Tot medewerking met de Duitsers was vooral vanuit eigenbelang besloten, meent hij. „Ik heb wel bewondering voor de slimme manier waarop de toenmalige NS-directie de diverse Duitse instanties tegen elkaar uit wist te spelen en zo heeft voorkomen dat NS’ers -zoals veel Belgische spoorwerkers- in Duitsland moesten gaan werken of dat hele treinen werden gevorderd. Een waar kunststukje van de directie was het om vanaf september 1944 langs illegale weg toch nog alle NS’ers op hun onderduikadres een loonzakje te bezorgen”, aldus Veenendaal.
Troostrijk
Geschiedschrijving kan troostrijk zijn voor NS-directies die veel later aantraden maar voor een groot deel met dezelfde perikelen zitten opgezadeld. Want ook spoorgeschiedenis herhaalt zich. President-directeur Veenman van de NS, die het boek vorige maand als eerste kreeg, wil er daarom vooral moed uit putten. „De problemen, uitdagingen en vraagstukken uit het verleden werpen hun schaduwen vooruit naar de episode waarin het bedrijf nu is beland.”
Waarbij de vraag mag worden geopperd of de lessen uit de spoorweggeschiedenis slim worden toegepast of domweg genegeerd. Die vraag is actueel op het moment dat de verdere aanbesteding van onrendabele lijnen aan de orde is. Blijft een spoorwegnet in een klein land als Nederland bruikbaar en toegankelijk op het moment dat allerlei stukjes daaruit worden gelicht en apart worden aanbesteed aan andere vervoersmaatschappijtjes?

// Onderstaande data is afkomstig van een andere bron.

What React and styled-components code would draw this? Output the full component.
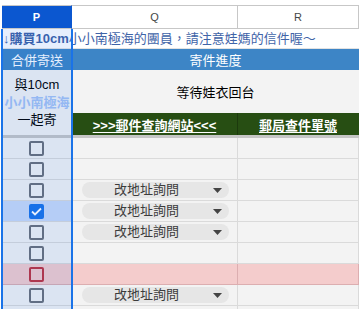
import styled, { createGlobalStyle } from 'styled-components'

const GlobalStyle = createGlobalStyle`
    * {
        box-sizing: border-box;
    }
    body {
        margin: 0;
        background: #ffffff;
        font-family: "Liberation Sans", "Noto Sans CJK TC", sans-serif;
    }
`

const Page = styled.div`
    width: 361px;
    height: 309px;
    overflow: hidden;
    padding: 5px 2px 0 2px;
`

const Sheet = styled.div`
    position: relative;
    display: grid;
    grid-template-columns: 70px 166px 121px;
`

const ColumnHeader = styled.div`
    height: 24px;
    display: flex;
    align-items: center;
    justify-content: center;
    font-size: 11px;
    border-top: 1px solid #c7c7c7;
    border-bottom: 1px solid #c7c7c7;
    border-right: 1px solid ${p => (p.$active ? '#0b57d0' : '#c7c7c7')};
    background: ${p => (p.$active ? '#0b57d0' : '#ffffff')};
    color: ${p => (p.$active ? '#ffffff' : '#444746')};
    font-weight: ${p => (p.$active ? 700 : 400)};
`

const Banner = styled.div`
    grid-column: 1 / -1;
    height: 20px;
    line-height: 19px;
    padding-left: 1px;
    font-size: 13px;
    color: #3f64a8;
    white-space: nowrap;
    background: #ffffff;
    border-bottom: 1px solid #e2e2e2;

    b {
        font-weight: 700;
    }
`

const TitleCell = styled.div`
    grid-column: ${p => (p.$span ? `span ${p.$span}` : 'auto')};
    height: 21px;
    display: flex;
    align-items: center;
    justify-content: center;
    font-size: 13px;
    color: #ffffff;
    background: #3d85c6;
`

const MergedP = styled.div`
    grid-row: span 2;
    display: flex;
    flex-direction: column;
    align-items: center;
    justify-content: center;
    background: #f3f3f3;
    font-size: 13px;
    line-height: 17.5px;
    color: #000000;
`

const Highlight = styled.span`
    color: #a4c2f4;
    font-weight: 700;
`

const StatusCell = styled.div`
    grid-column: span 2;
    height: 43px;
    display: flex;
    align-items: center;
    justify-content: center;
    font-size: 13px;
    color: #000000;
    background: #f3f3f3;
`

const LinkCell = styled.div`
    height: 22px;
    display: flex;
    align-items: center;
    justify-content: center;
    background: #274e13;
    border-right: 1px solid ${p => (p.$last ? '#274e13' : '#1c3a0d')};
    font-size: 13px;
    font-weight: 700;
    color: #ffffff;
    text-decoration: underline;
    text-underline-offset: 2px;
`

const Divider = styled.div`
    grid-column: 1 / -1;
    height: 3px;
    background: #c6c6c6;
`

const Cell = styled.div`
    height: 21px;
    display: flex;
    align-items: center;
    justify-content: ${p => (p.$center ? 'center' : 'flex-start')};
    background: ${p => (p.$red ? '#f4cccc' : p.$checked ? '#c9daf8' : '#f3f3f3')};
    border-bottom: 1px solid ${p => (p.$red ? '#dcaeb0' : '#dadada')};
    border-right: 1px solid ${p => (p.$red ? '#dcaeb0' : '#dadada')};
    padding-left: ${p => (p.$center ? '0' : '10px')};
`

const Box = styled.span`
    width: 15px;
    height: 15px;
    border-radius: 2px;
    display: flex;
    align-items: center;
    justify-content: center;
    border: 2px solid ${p => (p.$checked ? '#1a73e8' : p.$red ? '#c0333f' : '#6b7079')};
    background: ${p => (p.$checked ? '#1a73e8' : 'transparent')};
`

const Chip = styled.div`
    width: 147px;
    height: 16px;
    border-radius: 8px;
    background: #e6e6e6;
    display: flex;
    align-items: center;
`

const ChipLabel = styled.span`
    flex: 1;
    text-align: center;
    font-size: 13px;
    color: #3c3c3c;
    line-height: 16px;
`

const ChipArrow = styled.svg`
    width: 9px;
    height: 5px;
    margin: 1px 7px 0 2px;
`

const Selection = styled.div`
    position: absolute;
    left: -1px;
    top: 24px;
    bottom: -40px;
    width: 72px;
    border-left: 2px solid #1a73e8;
    border-right: 2px solid #1a73e8;
    background: rgba(14, 101, 235, 0.1);
    pointer-events: none;
`

const rows = [
    {},
    {},
    { chip: true },
    { chip: true, checked: true },
    { chip: true },
    {},
    { red: true },
    { chip: true },
    {},
]

function Checkbox({ checked, red }) {
    return (
        <Box $checked={checked} $red={red}>
            {checked && (
                <svg width='11' height='9' viewBox='0 0 11 9'>
                    <path d='M1 4.5 L4 7.5 L10 1.5' fill='none' stroke='#ffffff' strokeWidth='1.8' />
                </svg>
            )}
        </Box>
    )
}

function App() {
    return (
        <Page>
            <GlobalStyle />
            <Sheet>
                <ColumnHeader $active>P</ColumnHeader>
                <ColumnHeader>Q</ColumnHeader>
                <ColumnHeader>R</ColumnHeader>

                <Banner>
                    <b>↓購買10cm</b>小小南極海的團員，請注意娃媽的信件喔～
                </Banner>

                <TitleCell>合併寄送</TitleCell>
                <TitleCell $span={2}>寄件進度</TitleCell>

                <MergedP>
                    <span>與10cm</span>
                    <Highlight>小小南極海</Highlight>
                    <span>一起寄</span>
                </MergedP>
                <StatusCell>等待娃衣回台</StatusCell>
                <LinkCell>&gt;&gt;&gt;郵件查詢網站&lt;&lt;&lt;</LinkCell>
                <LinkCell $last>郵局查件單號</LinkCell>

                <Divider />

                {rows.map((row, i) => [
                    <Cell key={`p${i}`} $center $red={row.red} $checked={row.checked}>
                        <Checkbox checked={row.checked} red={row.red} />
                    </Cell>,
                    <Cell key={`q${i}`} $red={row.red}>
                        {row.chip && (
                            <Chip>
                                <ChipLabel>改地址詢問</ChipLabel>
                                <ChipArrow viewBox='0 0 9 5'>
                                    <path d='M0 0 H9 L4.5 5 Z' fill='#444444' />
                                </ChipArrow>
                            </Chip>
                        )}
                    </Cell>,
                    <Cell key={`r${i}`} $red={row.red} />,
                ])}

                <Selection />
            </Sheet>
        </Page>
    )
}

export default App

De geschiedenis leert van niet: de veelheid van spoorwegmaatschappijen die in het boek aan de orde komen maakte de situatie onwerkbaar. Zodat werd besloten de Nederlandse Spoorwegen op te richten.
Veenmans nachtkastje
Ondanks het formaat en het indrukwekkende gewicht heeft Veenman het standaardwerk toch graag op z’n nachtkastje liggen. „Want de spagaat tussen staat en spoorwegen blijkt van oude tijden, net als het dilemma van enerzijds de maatschappelijke verantwoordelijkheid met aan de andere kant de opdracht tot rentabiliteit, waarmee het bedrijf vandaag ook weer te maken heeft. Dat allemaal te lezen relativeert veel. Met elke keer een stukje ”Veenendaal” voor de nacht, val ik telkens weer geheel gerust in slaap.”